I am fortunate in that one of my colleagues here at GQ is the unbelievably talented Chelsea Cardinal. She had read a draft of my book in the very early stages, years before I even had a publisher. She loved it and enthusiastically told me she’d like to work on the cover when the manuscript sold. When Scribner and Nan Graham bought the book, I asked Nan if she would consider going out of house for the jacket design, and I mentioned Chelsea to her.
Chelsea and I talked about the jacket a bit, but it was all her vision. She and I looked at a number of archival images from my family scrapbooks. Chelsea felt it was important to use a photo, since that would reinforce that this is a true story.
Chelsea created five or so versions of the jacket, each involving treatments incorporating different photos she culled from my father’s scrapbooks. The photo you see on the jacket was one of the photos that we had narrowed it down to. I loved all of the designs she showed me. But when Chelsea showed me this one, we both knew it was the strongest.
The photo is of my mother and father, taken a year before they were married. They are at the wedding of a friend/colleague from the Chicago Tribune. The photo was shot by a man named Ron Bailey, who was a Tribune photographer and had been hired to shoot the wedding. My father was one of the groomsmen. I believe it was 1960 when it was taken. I found the photo in one of my father’s scrapbooks and had always liked it. It shows my parents young and in the midst of falling in love.
Like I said, when I saw the cover, I just knew. Working at GQ with Chelsea, as well as Fred Woodward—they create so much amazing imagery. Chelsea is a master in taking a story and creating a spread in the magazine that hooks the reader and sells the story. It’s an honor to work with her. Working with her and Fred, I’ve had my eye educated to what works and also knowing “it”—a great visual treatment of a story—when you see it.
A good cover intrigues you. I truly believe it makes you want to pick up the book. It goes back to what I said there about working in magazines—we are so conscious of our responsibility and opportunity to grab the reader each time they turn the page. In a split-second, they come to a story opener, and in that split second, if they don’t see a headline and a deck and a visual treatment that grabs them and intrigues them and provokes them…well, they turn the page and you lose them. Every page is a reminder of the responsibility.

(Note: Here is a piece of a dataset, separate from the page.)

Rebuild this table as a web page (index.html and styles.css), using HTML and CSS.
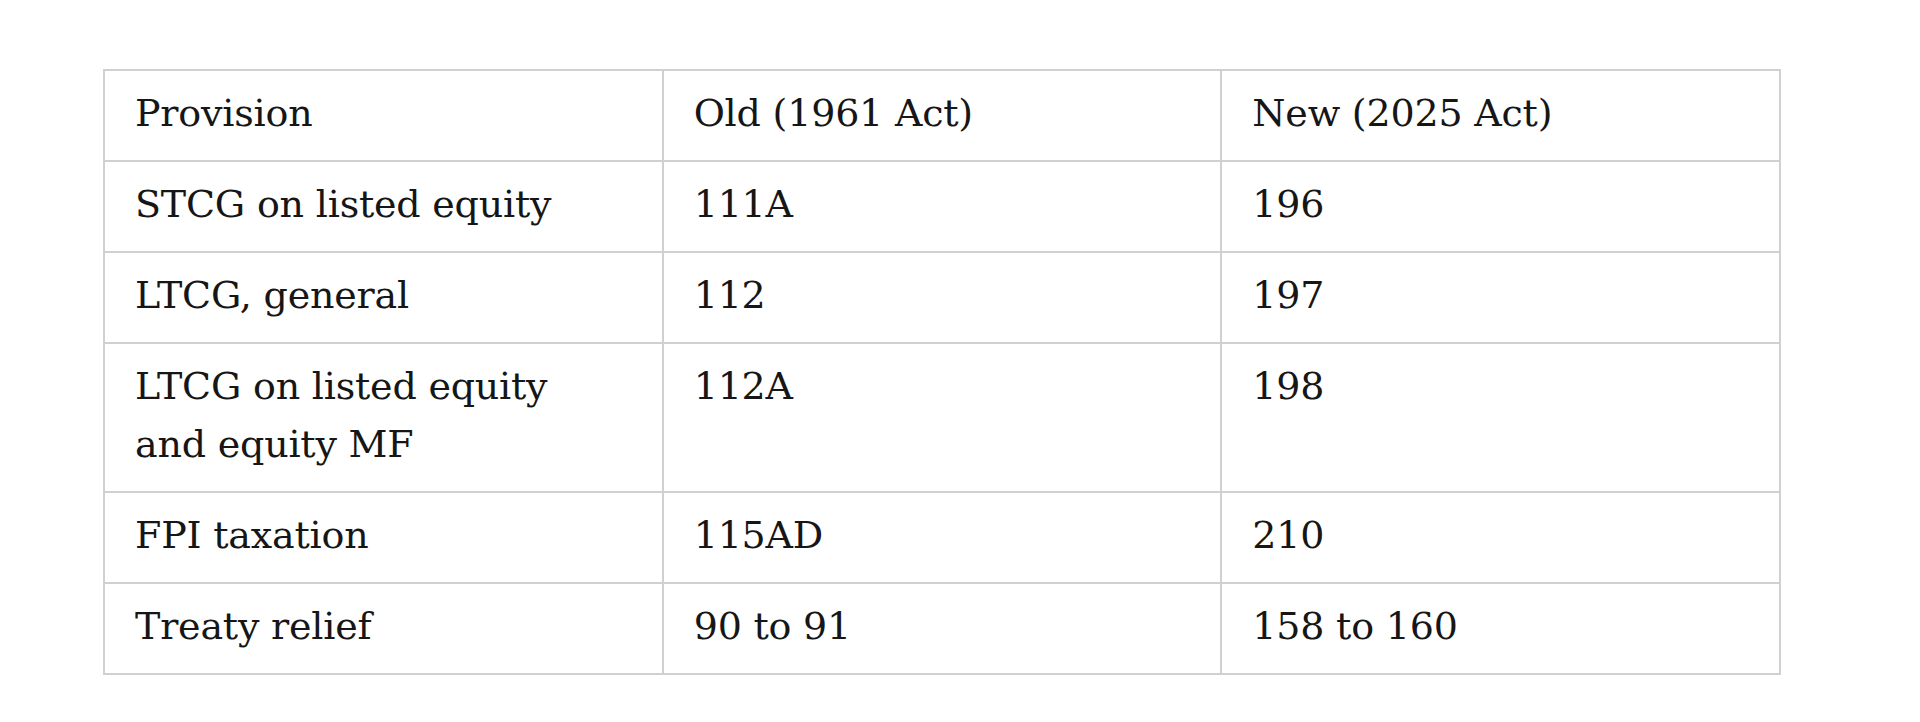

I (and I would believe Chelsea did, too) approached my book jacket with that knowledge: let’s create a strong, arresting “poster” for the book that intrigues a book buyer and makes them want to pick up the book and learn more.
—Michael Hainey, author
Designing the cover for After Visiting Friends was special for a couple of reasons. First of all because the author, Michael Hainey, is a good friend of mine. So there was a direct and ongoing conversation between author and designer that I think must be fairly rare in publishing these days. Perhaps this relationship also imposed more pressure to really make a cover that felt indisputable since we both felt that involving another designer—as happens with books that go through several rounds by different designers before a cover is settled upon—would not be an option here.
The other reason is that I was an early reader of the manuscript, actually reading it a few times, and watched it evolve as Michael was writing it. After my first reading we agreed that I would work on the cover, but that was well over a year, maybe even two, before I would actually sit down to start my sketches. Being one of those who produce their best work under pressure, I decided not to think about the cover too much, not to let any images settle in my head, until there was a deadline in sight.
There are some themes running through the book that in turn drove the cover design. Memories (and their selective nature), mystery, family and heritage, nostalgia, curiosity, inquisition—these last two being the motivation for blurring the photo. I like the way that a blurred photograph engages the viewer. There’s an active feeling of trying to discover more information, a desire to bring the image into focus. As a visual metaphor for a man’s search for answers to his family secrets, a blurred family photograph is very fitting.Michael and I had spent some time looking through his collection of family photos and I scanned several of them for potential cover use. There were a few that I tried with the same centered type treatment, but the one of Michael’s mother and father was most alluring and the clear favorite.
Besides old photos, there were odd pieces of memorabilia such as Michael’s father’s Chicago Tribune press passes from the 1960s. I was drawn to these as unintentional design pieces. Solid black type (often Futura) on a bold, flat, primary-colored background.
I like the way Futura has of evoking a vintage aesthetic but was hesitant to further add to the frequency of its use. I chose LL Brown, by Lineto, which takes some personality cues from Futura, but specific details of the characters are quieter and not immediately recognizable the way Futura’s are.
When it came to the production of the jacket, I really wanted the photo to feel like a real photo so I chose a super glossy UV coating which would contrast with the flat white border to mimic a Polaroid print. It’s a nice example of the production adding richness to the design.
I wanted to make a cover for Michael’s book that felt pure and honest, like the story, and I hope I have done that.